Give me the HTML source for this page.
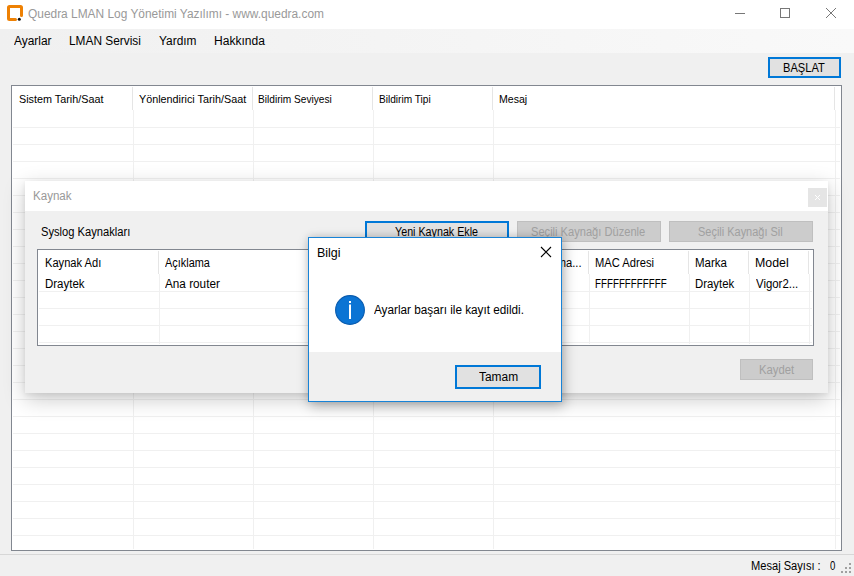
<!DOCTYPE html>
<html><head><meta charset="utf-8"><style>
*{margin:0;padding:0;box-sizing:border-box}
html,body{width:854px;height:576px;overflow:hidden;background:#f0f0f0;font-family:"Liberation Sans",sans-serif;color:#000}
.a{position:absolute}
.t{position:absolute;white-space:nowrap;transform-origin:0 0}
</style></head><body>
<div class="a" style="left:0px;top:0px;width:854px;height:29px;background:#fff"></div>
<svg class="a" style="left:0;top:0" width="40" height="29">
<path d="M15.5 19.5 H9.5 Q8.5 19.5 8.5 18.5 V7.5 Q8.5 6.5 9.5 6.5 H20.5 Q21.5 6.5 21.5 7.5 V15.5" fill="none" stroke="#ee8104" stroke-width="3" stroke-linecap="round"/>
<circle cx="19.3" cy="19.2" r="1.5" fill="#111"/></svg>
<div class="t" style="left:28.4px;top:7.2px;font-size:12px;line-height:14px;transform:scaleX(0.9926);color:#999">Quedra LMAN Log Yönetimi Yazılımı - www.quedra.com</div>
<svg class="a" style="left:724px;top:0" width="130" height="29">
<line x1="11" y1="13.5" x2="21" y2="13.5" stroke="#777" stroke-width="1"/>
<rect x="56.5" y="8.5" width="9" height="9" fill="none" stroke="#777" stroke-width="1"/>
<path d="M102 8 L112 18 M112 8 L102 18" stroke="#777" stroke-width="1"/></svg>
<div class="a" style="left:0px;top:29px;width:854px;height:24px;background:linear-gradient(to right,#f0f0f0,#f9f9f9)"></div>
<div class="t" style="left:13.8px;top:33.7px;font-size:12px;line-height:14px;transform:scaleX(0.9921);">Ayarlar</div>
<div class="t" style="left:68.81px;top:33.7px;font-size:12px;line-height:14px;transform:scaleX(0.9887);">LMAN Servisi</div>
<div class="t" style="left:159.0px;top:33.7px;font-size:12px;line-height:14px;transform:scaleX(0.9919);">Yardım</div>
<div class="t" style="left:213.8px;top:33.7px;font-size:12px;line-height:14px;transform:scaleX(1.004);">Hakkında</div>
<div class="a" style="left:768px;top:57px;width:73px;height:21px;border:2px solid #0078d7;background:#e1e1e1"></div>
<div class="t" style="left:782.48px;top:60.7px;font-size:12px;line-height:14px;transform:scaleX(0.925);margin-left:1px">BAŞLAT</div>
<div class="a" style="left:11px;top:85px;width:831px;height:466px;border:1px solid #828790;background:#fff"></div>
<div class="a" style="left:13px;top:127px;width:827px;height:1px;background:#f0f0f0"></div>
<div class="a" style="left:13px;top:144px;width:827px;height:1px;background:#f0f0f0"></div>
<div class="a" style="left:13px;top:161px;width:827px;height:1px;background:#f0f0f0"></div>
<div class="a" style="left:13px;top:178px;width:827px;height:1px;background:#f0f0f0"></div>
<div class="a" style="left:13px;top:195px;width:827px;height:1px;background:#f0f0f0"></div>
<div class="a" style="left:13px;top:212px;width:827px;height:1px;background:#f0f0f0"></div>
<div class="a" style="left:13px;top:229px;width:827px;height:1px;background:#f0f0f0"></div>
<div class="a" style="left:13px;top:246px;width:827px;height:1px;background:#f0f0f0"></div>
<div class="a" style="left:13px;top:263px;width:827px;height:1px;background:#f0f0f0"></div>
<div class="a" style="left:13px;top:280px;width:827px;height:1px;background:#f0f0f0"></div>
<div class="a" style="left:13px;top:297px;width:827px;height:1px;background:#f0f0f0"></div>
<div class="a" style="left:13px;top:314px;width:827px;height:1px;background:#f0f0f0"></div>
<div class="a" style="left:13px;top:331px;width:827px;height:1px;background:#f0f0f0"></div>
<div class="a" style="left:13px;top:348px;width:827px;height:1px;background:#f0f0f0"></div>
<div class="a" style="left:13px;top:365px;width:827px;height:1px;background:#f0f0f0"></div>
<div class="a" style="left:13px;top:382px;width:827px;height:1px;background:#f0f0f0"></div>
<div class="a" style="left:13px;top:399px;width:827px;height:1px;background:#f0f0f0"></div>
<div class="a" style="left:13px;top:416px;width:827px;height:1px;background:#f0f0f0"></div>
<div class="a" style="left:13px;top:433px;width:827px;height:1px;background:#f0f0f0"></div>
<div class="a" style="left:13px;top:450px;width:827px;height:1px;background:#f0f0f0"></div>
<div class="a" style="left:13px;top:467px;width:827px;height:1px;background:#f0f0f0"></div>
<div class="a" style="left:13px;top:484px;width:827px;height:1px;background:#f0f0f0"></div>
<div class="a" style="left:13px;top:501px;width:827px;height:1px;background:#f0f0f0"></div>
<div class="a" style="left:13px;top:518px;width:827px;height:1px;background:#f0f0f0"></div>
<div class="a" style="left:13px;top:535px;width:827px;height:1px;background:#f0f0f0"></div>
<div class="a" style="left:132px;top:87px;width:1px;height:23px;background:#e5e5e5"></div>
<div class="a" style="left:133px;top:110px;width:1px;height:439px;background:#f0f0f0"></div>
<div class="a" style="left:252px;top:87px;width:1px;height:23px;background:#e5e5e5"></div>
<div class="a" style="left:253px;top:110px;width:1px;height:439px;background:#f0f0f0"></div>
<div class="a" style="left:372px;top:87px;width:1px;height:23px;background:#e5e5e5"></div>
<div class="a" style="left:373px;top:110px;width:1px;height:439px;background:#f0f0f0"></div>
<div class="a" style="left:492px;top:87px;width:1px;height:23px;background:#e5e5e5"></div>
<div class="a" style="left:493px;top:110px;width:1px;height:439px;background:#f0f0f0"></div>
<div class="a" style="left:834px;top:87px;width:1px;height:23px;background:#e5e5e5"></div>
<div class="a" style="left:835px;top:110px;width:1px;height:439px;background:#f0f0f0"></div>
<div class="t" style="left:18.42px;top:92.7px;font-size:11px;line-height:13px;transform:scaleX(0.9812);margin-left:0.8px">Sistem Tarih/Saat</div>
<div class="t" style="left:139.0px;top:92.7px;font-size:11px;line-height:13px;transform:scaleX(0.9807);">Yönlendirici Tarih/Saat</div>
<div class="t" style="left:258.48px;top:92.7px;font-size:11px;line-height:13px;transform:scaleX(0.9215);">Bildirim Seviyesi</div>
<div class="t" style="left:378.68px;top:92.7px;font-size:11px;line-height:13px;transform:scaleX(0.92);">Bildirim Tipi</div>
<div class="t" style="left:498.54px;top:92.7px;font-size:11px;line-height:13px;transform:scaleX(0.9607);">Mesaj</div>
<div class="a" style="left:0px;top:554px;width:854px;height:1px;background:#d7d7d7"></div>
<div class="t" style="left:750.18px;top:559.8px;font-size:12px;line-height:14px;transform:scaleX(0.9247);margin-left:1px;margin-top:-1px">Mesaj Sayısı :</div>
<div class="t" style="left:830.3px;top:558.8px;font-size:12px;line-height:14px;transform:scaleX(0.8)">0</div>
<div class="a" style="left:849px;top:563px;width:2px;height:2px;background:#a0a0a0"></div>
<div class="a" style="left:845px;top:567px;width:2px;height:2px;background:#a0a0a0"></div>
<div class="a" style="left:849px;top:567px;width:2px;height:2px;background:#a0a0a0"></div>
<div class="a" style="left:841px;top:571px;width:2px;height:2px;background:#a0a0a0"></div>
<div class="a" style="left:845px;top:571px;width:2px;height:2px;background:#a0a0a0"></div>
<div class="a" style="left:849px;top:571px;width:2px;height:2px;background:#a0a0a0"></div>
<div class="a" style="left:25px;top:181px;width:803px;height:212px;background:#f0f0f0;box-shadow:0 2px 5px rgba(0,0,0,0.07),0 6px 20px rgba(0,0,0,0.22)"></div>
<div class="a" style="left:25px;top:181px;width:803px;height:30px;background:#fff"></div>
<div class="t" style="left:32.34px;top:189.2px;font-size:12px;line-height:14px;transform:scaleX(0.9641);color:#999;margin-left:1px">Kaynak</div>
<div class="a" style="left:808px;top:188px;width:19px;height:19px;background:#e5e5e5"></div>
<svg class="a" style="left:808px;top:188px" width="19" height="19"><path d="M7 7 L12 12 M12 7 L7 12" stroke="#fff" stroke-width="1"/></svg>
<div class="t" style="left:40.37px;top:225.3px;font-size:12px;line-height:14px;transform:scaleX(0.9298);margin-left:1px">Syslog Kaynakları</div>
<div class="a" style="left:365px;top:221px;width:144px;height:21px;border:2px solid #0078d7;background:#e1e1e1"></div>
<div class="t" style="left:394.6px;top:225.0px;font-size:12px;line-height:14px;transform:scaleX(0.8935);">Yeni Kaynak Ekle</div>
<div class="a" style="left:517px;top:221px;width:144px;height:21px;border:1px solid #bfbfbf;background:#cccccc"></div>
<div class="t" style="left:530.57px;top:224.9px;font-size:12px;line-height:14px;transform:scaleX(0.9254);color:#a0a0a0">Seçili Kaynağı Düzenle</div>
<div class="a" style="left:669px;top:221px;width:144px;height:21px;border:1px solid #bfbfbf;background:#cccccc"></div>
<div class="t" style="left:697.69px;top:224.9px;font-size:12px;line-height:14px;transform:scaleX(0.9132);color:#a0a0a0">Seçili Kaynağı Sil</div>
<div class="a" style="left:37px;top:249px;width:777px;height:97px;border:1px solid #828790;background:#fff"></div>
<div class="a" style="left:39px;top:291px;width:773px;height:1px;background:#f0f0f0"></div>
<div class="a" style="left:39px;top:308px;width:773px;height:1px;background:#f0f0f0"></div>
<div class="a" style="left:39px;top:325px;width:773px;height:1px;background:#f0f0f0"></div>
<div class="a" style="left:39px;top:342px;width:773px;height:1px;background:#f0f0f0"></div>
<div class="a" style="left:158px;top:251px;width:1px;height:23px;background:#e5e5e5"></div>
<div class="a" style="left:159px;top:274px;width:1px;height:70px;background:#f0f0f0"></div>
<div class="a" style="left:588px;top:251px;width:1px;height:23px;background:#e5e5e5"></div>
<div class="a" style="left:589px;top:274px;width:1px;height:70px;background:#f0f0f0"></div>
<div class="a" style="left:688px;top:251px;width:1px;height:23px;background:#e5e5e5"></div>
<div class="a" style="left:689px;top:274px;width:1px;height:70px;background:#f0f0f0"></div>
<div class="a" style="left:748px;top:251px;width:1px;height:23px;background:#e5e5e5"></div>
<div class="a" style="left:749px;top:274px;width:1px;height:70px;background:#f0f0f0"></div>
<div class="a" style="left:808px;top:251px;width:1px;height:23px;background:#e5e5e5"></div>
<div class="a" style="left:809px;top:274px;width:1px;height:70px;background:#f0f0f0"></div>
<div class="t" style="left:553.2px;top:255.9px;font-size:12px;line-height:14px;transform:scaleX(0.93)">rma...</div>
<div class="t" style="left:44.57px;top:255.9px;font-size:12px;line-height:14px;transform:scaleX(0.9271);">Kaynak Adı</div>
<div class="t" style="left:165.0px;top:255.8px;font-size:12px;line-height:14px;transform:scaleX(0.9102);">Açıklama</div>
<div class="t" style="left:594.77px;top:255.9px;font-size:12px;line-height:14px;transform:scaleX(0.9306);">MAC Adresi</div>
<div class="t" style="left:694.74px;top:255.9px;font-size:12px;line-height:14px;transform:scaleX(0.9594);">Marka</div>
<div class="t" style="left:754.77px;top:255.9px;font-size:12px;line-height:14px;transform:scaleX(1.029);">Model</div>
<div class="t" style="left:44.54px;top:276.8px;font-size:12px;line-height:14px;transform:scaleX(0.9575);">Draytek</div>
<div class="t" style="left:165.0px;top:276.8px;font-size:12px;line-height:14px;transform:scaleX(0.9786);">Ana router</div>
<div class="t" style="left:594.89px;top:276.8px;font-size:12px;line-height:14px;transform:scaleX(0.8149);">FFFFFFFFFFFF</div>
<div class="t" style="left:694.75px;top:276.8px;font-size:12px;line-height:14px;transform:scaleX(0.95);">Draytek</div>
<div class="t" style="left:755.8px;top:276.8px;font-size:12px;line-height:14px;transform:scaleX(0.95);">Vigor2...</div>
<div class="a" style="left:740px;top:359px;width:73px;height:21px;border:1px solid #bfbfbf;background:#cccccc"></div>
<div class="t" style="left:758.06px;top:362.7px;font-size:12px;line-height:14px;transform:scaleX(0.9417);color:#a0a0a0;margin-left:1px">Kaydet</div>
<div class="a" style="left:308px;top:237px;width:254px;height:165px;background:#f0f0f0;border:1px solid #1883d7;box-shadow:0 -1px 7px rgba(0,0,0,0.10),2px 4px 12px rgba(0,0,0,0.28)"></div>
<div class="a" style="left:309px;top:238px;width:252px;height:114px;background:#fff"></div>
<div class="t" style="left:316.66px;top:245.9px;font-size:12px;line-height:14px;transform:scaleX(1.0381);">Bilgi</div>
<svg class="a" style="left:536px;top:242px" width="20" height="20"><path d="M5 5 L15 15 M15 5 L5 15" stroke="#000" stroke-width="1.1"/></svg>
<svg class="a" style="left:335px;top:295px" width="30" height="30"><circle cx="15" cy="15" r="14.4" fill="#0b74d4" stroke="#0b5cae" stroke-width="1.1"/><rect x="14" y="6" width="2" height="2" fill="#fff"/><rect x="14" y="9.5" width="2" height="14.5" fill="#fff"/></svg>
<div class="t" style="left:374.2px;top:303.0px;font-size:12px;line-height:14px;transform:scaleX(0.9789);">Ayarlar başarı ile kayıt edildi.</div>
<div class="a" style="left:455px;top:365px;width:86px;height:24px;border:2px solid #0078d7;background:#e1e1e1"></div>
<div class="t" style="left:478.8px;top:369.9px;font-size:12px;line-height:14px;transform:scaleX(0.9949);">Tamam</div>
</body></html>
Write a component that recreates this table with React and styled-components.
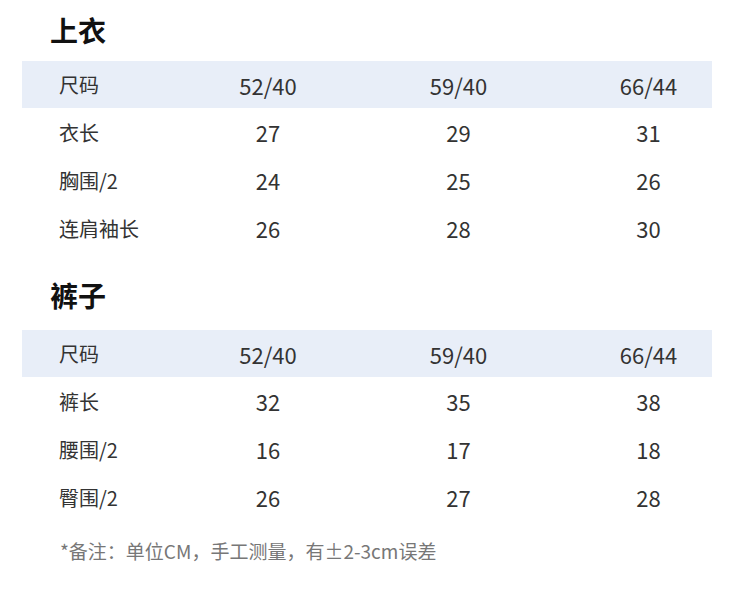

◆ ◆ ◆ ◆

Report the number of lines in the listing where the string "this" appears, and nothing besides.

2